** Description of the task **
Return the listing below verbatim. Pictures do not belong in the copy.

+++ Source data +++

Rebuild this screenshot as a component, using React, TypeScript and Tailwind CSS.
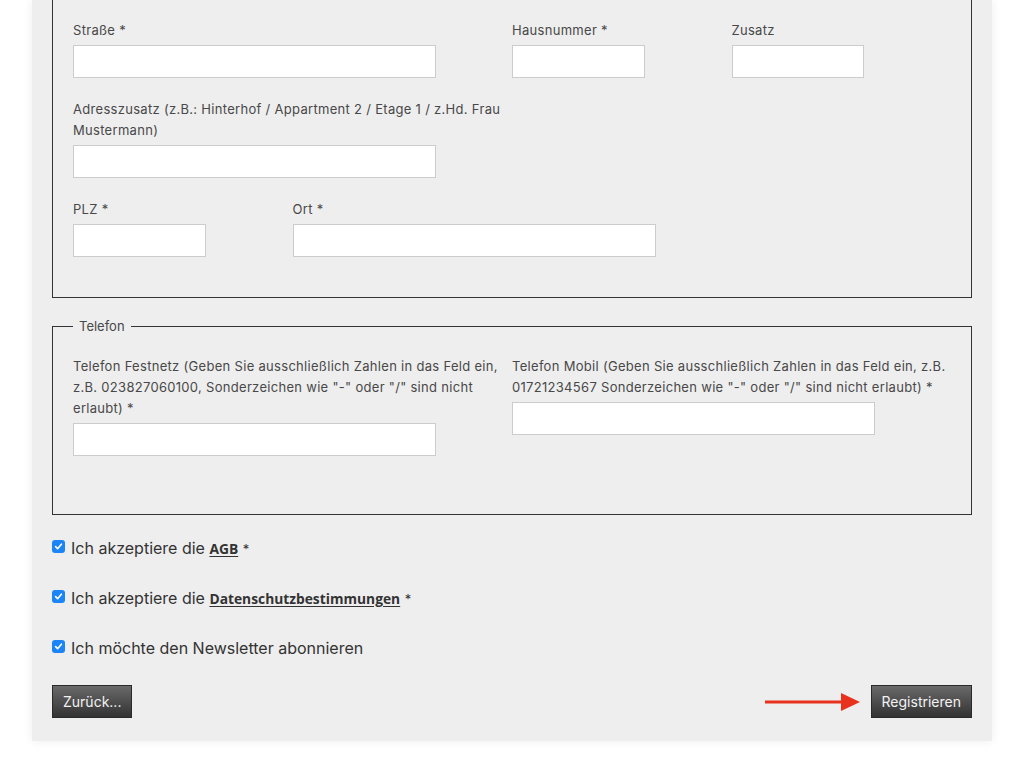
import type { ReactNode } from "react";

function Label({ children }: { children: ReactNode }) {
  return (
    <label className="block mb-1 text-[13px] tracking-[0.3px] leading-[21px] text-[#484848]">{children}</label>
  );
}

function Input({ w }: { w: string }) {
  return <input type="text" className={`${w} block h-[33px] bg-white border border-[#cccccc] outline-none`} />;
}

function Check({ children }: { children: ReactNode }) {
  return (
    <div className="flex items-center h-[20px]">
      <span className="w-[13px] h-[13px] rounded-[3px] bg-[#1b84f6] flex items-center justify-center mr-[6px] -mt-[3px]">
        <svg width="9" height="9" viewBox="0 0 10 10" fill="none">
          <path d="M1.8 5.2 L4 7.4 L8.2 2.4" stroke="white" strokeWidth="1.8" strokeLinecap="round" strokeLinejoin="round" />
        </svg>
      </span>
      <span className="text-[16px] text-[#333]">{children}</span>
    </div>
  );
}

function LinkText({ children }: { children: ReactNode }) {
  return (
    <a className="font-['Open_Sans',sans-serif] font-bold text-[13.8px] text-[#333] underline underline-offset-2">
      {children}
    </a>
  );
}

export default function App() {
  return (
    <div className="bg-white min-h-screen font-['Inter',sans-serif] overflow-hidden">
      <div className="mx-[32px] bg-[#eeeeee] shadow-[0_0_10px_rgba(0,0,0,0.07)] px-[20px] pb-[23px]">
        <div className="border border-[#333] border-t-0 pt-[20px] px-[20px] pb-[40px]">
          <div className="grid grid-cols-4">
            <div className="col-span-2">
              <Label>Straße *</Label>
              <Input w="w-[363px]" />
            </div>
            <div>
              <Label>Hausnummer *</Label>
              <Input w="w-[133px]" />
            </div>
            <div>
              <Label>Zusatz</Label>
              <Input w="w-[132px]" />
            </div>
            <div className="col-span-2 mt-[21px]">
              <Label>Adresszusatz (z.B.: Hinterhof / Appartment 2 / Etage 1 / z.Hd. Frau Mustermann)</Label>
              <Input w="w-[363px]" />
            </div>
            <div className="col-span-2" />
            <div className="mt-[21px]">
              <Label>PLZ *</Label>
              <Input w="w-[133px]" />
            </div>
            <div className="col-span-2 mt-[21px]">
              <Label>Ort *</Label>
              <Input w="w-[363px]" />
            </div>
          </div>
        </div>

        <fieldset className="mt-[18px] border border-[#333] px-[20px] pt-[20px] pb-[58px]">
          <legend className="ml-0 px-[6px] text-[13px] leading-[20px] text-[#484848]">Telefon</legend>
          <div className="grid grid-cols-2 items-start">
            <div>
              <Label>
                Telefon Festnetz (Geben Sie ausschließlich Zahlen in das Feld ein, z.B. 023827060100, Sonderzeichen wie "-" oder "/" sind nicht erlaubt) *
              </Label>
              <Input w="w-[363px]" />
            </div>
            <div>
              <Label>
                Telefon Mobil (Geben Sie ausschließlich Zahlen in das Feld ein, z.B. 01721234567 Sonderzeichen wie "-" oder "/" sind nicht erlaubt) *
              </Label>
              <Input w="w-[363px]" />
            </div>
          </div>
        </fieldset>

        <div className="mt-[23px] flex flex-col gap-[30px]">
          <Check>
            Ich akzeptiere die <LinkText>AGB</LinkText> <span className="text-[13px]">*</span>
          </Check>
          <Check>
            Ich akzeptiere die <LinkText>Datenschutzbestimmungen</LinkText> <span className="text-[13px]">*</span>
          </Check>
          <Check>Ich möchte den Newsletter abonnieren</Check>
        </div>

        <div className="mt-[27px] flex items-center justify-between">
          <button className="h-[33px] px-[10px] border border-[#2a2a2a] bg-gradient-to-b from-[#6a6a6a] to-[#333] text-[14px] text-[#f2f2f2]">
            Zurück...
          </button>
          <div className="flex items-center">
            <svg width="96" height="20" viewBox="0 0 96 20" className="mr-[10px]">
              <line x1="0" y1="10" x2="80" y2="10" stroke="#e8321e" strokeWidth="3" />
              <polygon points="76,1 95,10 76,19" fill="#e8321e" />
            </svg>
            <button className="h-[33px] px-[10px] border border-[#2a2a2a] bg-gradient-to-b from-[#6a6a6a] to-[#333] text-[14px] text-[#f2f2f2]">
              Registrieren
            </button>
          </div>
        </div>
      </div>
    </div>
  );
}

+++

** Task solution **
Rebuild this screenshot as a component, using React, TypeScript and Tailwind CSS.
import type { ReactNode } from "react";

function Label({ children }: { children: ReactNode }) {
  return (
    <label className="block mb-1 text-[13px] tracking-[0.3px] leading-[21px] text-[#484848]">{children}</label>
  );
}

function Input({ w }: { w: string }) {
  return <input type="text" className={`${w} block h-[33px] bg-white border border-[#cccccc] outline-none`} />;
}

function Check({ children }: { children: ReactNode }) {
  return (
    <div className="flex items-center h-[20px]">
      <span className="w-[13px] h-[13px] rounded-[3px] bg-[#1b84f6] flex items-center justify-center mr-[6px] -mt-[3px]">
        <svg width="9" height="9" viewBox="0 0 10 10" fill="none">
          <path d="M1.8 5.2 L4 7.4 L8.2 2.4" stroke="white" strokeWidth="1.8" strokeLinecap="round" strokeLinejoin="round" />
        </svg>
      </span>
      <span className="text-[16px] text-[#333]">{children}</span>
    </div>
  );
}

function LinkText({ children }: { children: ReactNode }) {
  return (
    <a className="font-['Open_Sans',sans-serif] font-bold text-[13.8px] text-[#333] underline underline-offset-2">
      {children}
    </a>
  );
}

export default function App() {
  return (
    <div className="bg-white min-h-screen font-['Inter',sans-serif] overflow-hidden">
      <div className="mx-[32px] bg-[#eeeeee] shadow-[0_0_10px_rgba(0,0,0,0.07)] px-[20px] pb-[23px]">
        <div className="border border-[#333] border-t-0 pt-[20px] px-[20px] pb-[40px]">
          <div className="grid grid-cols-4">
            <div className="col-span-2">
              <Label>Straße *</Label>
              <Input w="w-[363px]" />
            </div>
            <div>
              <Label>Hausnummer *</Label>
              <Input w="w-[133px]" />
            </div>
            <div>
              <Label>Zusatz</Label>
              <Input w="w-[132px]" />
            </div>
            <div className="col-span-2 mt-[21px]">
              <Label>Adresszusatz (z.B.: Hinterhof / Appartment 2 / Etage 1 / z.Hd. Frau Mustermann)</Label>
              <Input w="w-[363px]" />
            </div>
            <div className="col-span-2" />
            <div className="mt-[21px]">
              <Label>PLZ *</Label>
              <Input w="w-[133px]" />
            </div>
            <div className="col-span-2 mt-[21px]">
              <Label>Ort *</Label>
              <Input w="w-[363px]" />
            </div>
          </div>
        </div>

        <fieldset className="mt-[18px] border border-[#333] px-[20px] pt-[20px] pb-[58px]">
          <legend className="ml-0 px-[6px] text-[13px] leading-[20px] text-[#484848]">Telefon</legend>
          <div className="grid grid-cols-2 items-start">
            <div>
              <Label>
                Telefon Festnetz (Geben Sie ausschließlich Zahlen in das Feld ein, z.B. 023827060100, Sonderzeichen wie "-" oder "/" sind nicht erlaubt) *
              </Label>
              <Input w="w-[363px]" />
            </div>
            <div>
              <Label>
                Telefon Mobil (Geben Sie ausschließlich Zahlen in das Feld ein, z.B. 01721234567 Sonderzeichen wie "-" oder "/" sind nicht erlaubt) *
              </Label>
              <Input w="w-[363px]" />
            </div>
          </div>
        </fieldset>

        <div className="mt-[23px] flex flex-col gap-[30px]">
          <Check>
            Ich akzeptiere die <LinkText>AGB</LinkText> <span className="text-[13px]">*</span>
          </Check>
          <Check>
            Ich akzeptiere die <LinkText>Datenschutzbestimmungen</LinkText> <span className="text-[13px]">*</span>
          </Check>
          <Check>Ich möchte den Newsletter abonnieren</Check>
        </div>

        <div className="mt-[27px] flex items-center justify-between">
          <button className="h-[33px] px-[10px] border border-[#2a2a2a] bg-gradient-to-b from-[#6a6a6a] to-[#333] text-[14px] text-[#f2f2f2]">
            Zurück...
          </button>
          <div className="flex items-center">
            <svg width="96" height="20" viewBox="0 0 96 20" className="mr-[10px]">
              <line x1="0" y1="10" x2="80" y2="10" stroke="#e8321e" strokeWidth="3" />
              <polygon points="76,1 95,10 76,19" fill="#e8321e" />
            </svg>
            <button className="h-[33px] px-[10px] border border-[#2a2a2a] bg-gradient-to-b from-[#6a6a6a] to-[#333] text-[14px] text-[#f2f2f2]">
              Registrieren
            </button>
          </div>
        </div>
      </div>
    </div>
  );
}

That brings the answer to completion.